Anche un povero può essere avido e affamato di desiderio, o rabbioso perché magari ha perso i suoi beni giocandoli a carte, ma questa non è la povertà di Francesco.

La povertà di Francesco e del Buddha è scoprire la propria pienezza ed esserne appagati e soddisfatti. E’ poter dare a pieni mani perché si è talmente ricchi che non si manca di nulla e si può offrire tutto agli altri. Ogni giorno svegliandosi, Francesco decideva quella vita.

Sawaki Roshi diceva: “Se voi anche per un momento siete capaci di rinunciare ad una bella casa o ad un cibo delizioso avrete offerto un grande dono a tutta l’umanità”. Pensate quanto attuali siano queste parole, quanto vere …

Ci troviamo oggi nella condizione di essere vicini all’annientamento della razza umana a causa della nostra avidità. È tutto lì. Tutti i problemi che viviamo, da quelli politici a quelli di vita quotidiana, derivano quasi esclusivamente dalla nostra avidità.
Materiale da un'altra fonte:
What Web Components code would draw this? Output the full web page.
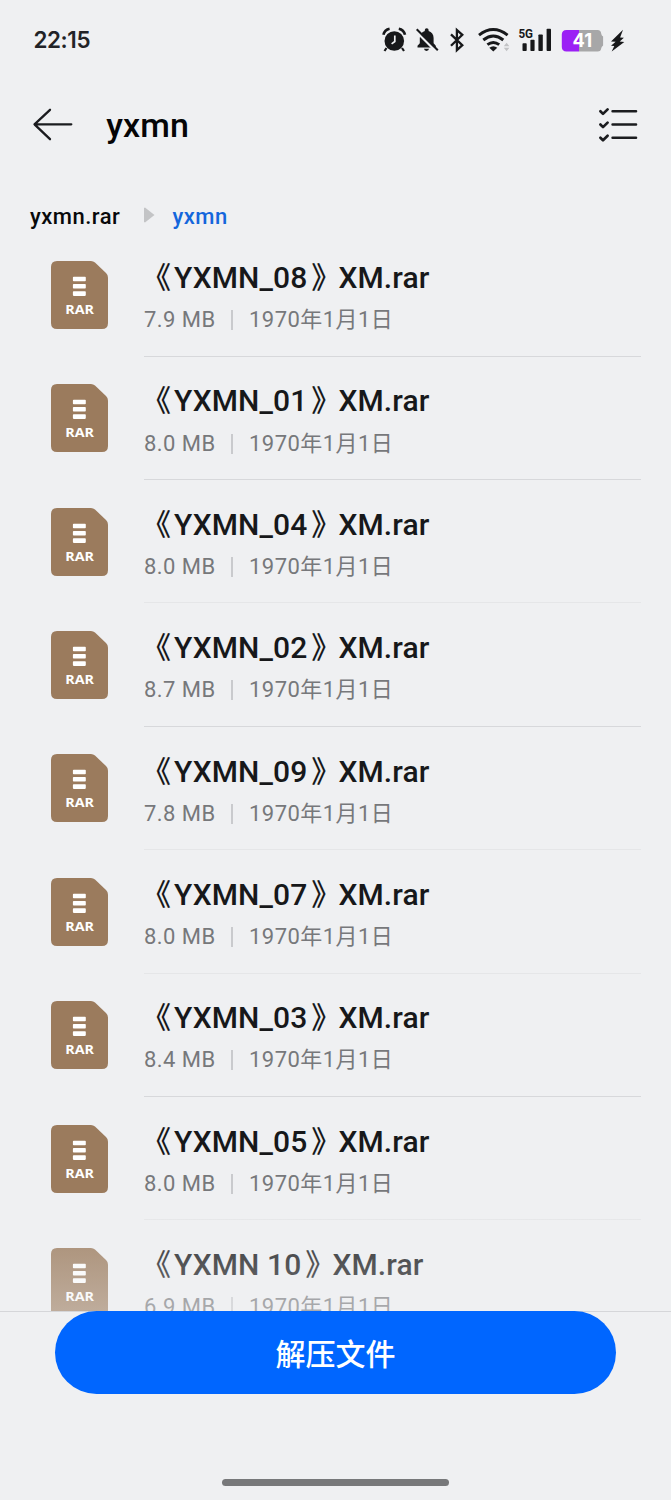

Anche se non arrivando alla scelta radicale di Francesco, diventiamo consapevoli di questo rivoluzionando un po’ la nostra vita come lo Zen suggerisce di fare, perché se noi non abbiamo capito questo dello Zen non ha nessun senso sedere in Zazen.
Se lo Zazen non è alla radice delle nostre scelte, se non ci fa diventare più sobri, più attenti a quello che tocchiamo, all’acqua con cui ci laviamo al mattino, agli abiti che indossiamo, non ha nessun senso sedere in Zazen e non abbiamo capito nulla dello Zazen.

Paradossalmente si può anche vivere una vita agiata e non essere avidi come si può essere privi di ogni mezzo di sostentamento e rimanere avidi. Dogen Zenji aveva una famiglia ricca e ha scelto di vivere una vita sobria, Francesco altrettanto, il Buddha era figlio di un Re…

Quindi noi possiamo cominciare ad essere più sobri, più attenti alla piccole cose; non una goccia d’acqua va sprecata, non un chicco di riso. Il modo in cui lavoriamo, in cui offriamo il nostro servizio nel lavoro, può essere improntato a questa consapevolezza. Questo è il valore della pratica religiosa in generale.